**Job:** Transcribe the listing verbatim. Do not carry over any pictures.

**Given information:**
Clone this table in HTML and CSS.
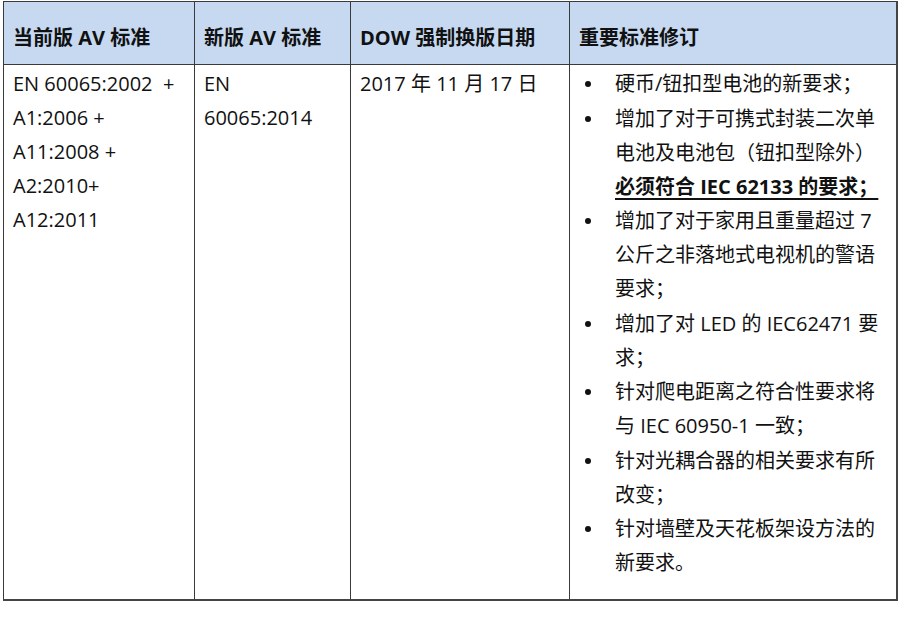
FILE: index.html
```html
<!DOCTYPE html>
<html lang="zh-CN">
<head>
<meta charset="utf-8">
<title>AV 标准</title>
<link rel="stylesheet" href="styles.css">
</head>
<body>
<table class="std">
  <colgroup>
    <col class="c1"><col class="c2"><col class="c3"><col class="c4">
  </colgroup>
  <thead>
    <tr>
      <th>当前版 AV 标准</th>
      <th>新版 AV 标准</th>
      <th>DOW 强制换版日期</th>
      <th>重要标准修订</th>
    </tr>
  </thead>
  <tbody>
    <tr>
      <td>EN 60065:2002&nbsp; +<br>A1:2006 +<br>A11:2008 +<br>A2:2010+<br>A12:2011</td>
      <td>EN<br>60065:2014</td>
      <td>2017 年 11 月 17 日</td>
      <td>
        <ul class="rev">
          <li>硬币/钮扣型电池的新要求；</li>
          <li>增加了对于可携式封装二次单<br>电池及电池包（钮扣型除外）<br><strong class="em">必须符合 IEC 62133 的要求；</strong></li>
          <li>增加了对于家用且重量超过 7<br>公斤之非落地式电视机的警语<br>要求；</li>
          <li>增加了对 LED 的 IEC62471 要<br>求；</li>
          <li>针对爬电距离之符合性要求将<br>与 IEC 60950-1 一致；</li>
          <li>针对光耦合器的相关要求有所<br>改变；</li>
          <li>针对墙壁及天花板架设方法的<br>新要求。</li>
        </ul>
      </td>
    </tr>
  </tbody>
</table>
</body>
</html>
```
FILE: styles.css
```css
html, body {
  margin: 0;
  padding: 0;
  background: #ffffff;
}
body {
  padding: 1px 0 0 3px;
  font-family: "Open Sans", "Noto Sans CJK SC", sans-serif;
  color: #111111;
}
.std {
  border-collapse: collapse;
  table-layout: fixed;
  width: 893px;
  border-right: 2px solid #444;
  border-bottom: 2px solid #444;
}
.c1 { width: 191px; }
.c2 { width: 156px; }
.c3 { width: 219px; }
.c4 { width: 327px; }
.std th, .std td {
  border: 1px solid #3a3a3a;
  font-size: 20px;
  line-height: 34px;
  text-align: left;
  vertical-align: top;
  white-space: nowrap;
}
.std th {
  background: #c6d9f1;
  font-weight: 700;
  padding: 19px 9px 9px 9px;
}
.std td {
  padding: 2px 9px 19px 9px;
}
.rev {
  list-style: none;
  margin: 0;
  padding: 0;
}
.rev li {
  position: relative;
  padding-left: 36px;
}
.rev li + li {
  margin-top: 0.5px;
}
.rev li::before {
  content: "";
  position: absolute;
  left: 6px;
  top: 14px;
  width: 6px;
  height: 6px;
  border-radius: 50%;
  background: #111;
}
.em {
  font-weight: 700;
  text-decoration: underline;
  text-underline-offset: 4px;
}
```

**Written response:**
Clone this table in HTML and CSS.
FILE: index.html
```html
<!DOCTYPE html>
<html lang="zh-CN">
<head>
<meta charset="utf-8">
<title>AV 标准</title>
<link rel="stylesheet" href="styles.css">
</head>
<body>
<table class="std">
  <colgroup>
    <col class="c1"><col class="c2"><col class="c3"><col class="c4">
  </colgroup>
  <thead>
    <tr>
      <th>当前版 AV 标准</th>
      <th>新版 AV 标准</th>
      <th>DOW 强制换版日期</th>
      <th>重要标准修订</th>
    </tr>
  </thead>
  <tbody>
    <tr>
      <td>EN 60065:2002&nbsp; +<br>A1:2006 +<br>A11:2008 +<br>A2:2010+<br>A12:2011</td>
      <td>EN<br>60065:2014</td>
      <td>2017 年 11 月 17 日</td>
      <td>
        <ul class="rev">
          <li>硬币/钮扣型电池的新要求；</li>
          <li>增加了对于可携式封装二次单<br>电池及电池包（钮扣型除外）<br><strong class="em">必须符合 IEC 62133 的要求；</strong></li>
          <li>增加了对于家用且重量超过 7<br>公斤之非落地式电视机的警语<br>要求；</li>
          <li>增加了对 LED 的 IEC62471 要<br>求；</li>
          <li>针对爬电距离之符合性要求将<br>与 IEC 60950-1 一致；</li>
          <li>针对光耦合器的相关要求有所<br>改变；</li>
          <li>针对墙壁及天花板架设方法的<br>新要求。</li>
        </ul>
      </td>
    </tr>
  </tbody>
</table>
</body>
</html>
```
FILE: styles.css
```css
html, body {
  margin: 0;
  padding: 0;
  background: #ffffff;
}
body {
  padding: 1px 0 0 3px;
  font-family: "Open Sans", "Noto Sans CJK SC", sans-serif;
  color: #111111;
}
.std {
  border-collapse: collapse;
  table-layout: fixed;
  width: 893px;
  border-right: 2px solid #444;
  border-bottom: 2px solid #444;
}
.c1 { width: 191px; }
.c2 { width: 156px; }
.c3 { width: 219px; }
.c4 { width: 327px; }
.std th, .std td {
  border: 1px solid #3a3a3a;
  font-size: 20px;
  line-height: 34px;
  text-align: left;
  vertical-align: top;
  white-space: nowrap;
}
.std th {
  background: #c6d9f1;
  font-weight: 700;
  padding: 19px 9px 9px 9px;
}
.std td {
  padding: 2px 9px 19px 9px;
}
.rev {
  list-style: none;
  margin: 0;
  padding: 0;
}
.rev li {
  position: relative;
  padding-left: 36px;
}
.rev li + li {
  margin-top: 0.5px;
}
.rev li::before {
  content: "";
  position: absolute;
  left: 6px;
  top: 14px;
  width: 6px;
  height: 6px;
  border-radius: 50%;
  background: #111;
}
.em {
  font-weight: 700;
  text-decoration: underline;
  text-underline-offset: 4px;
}
```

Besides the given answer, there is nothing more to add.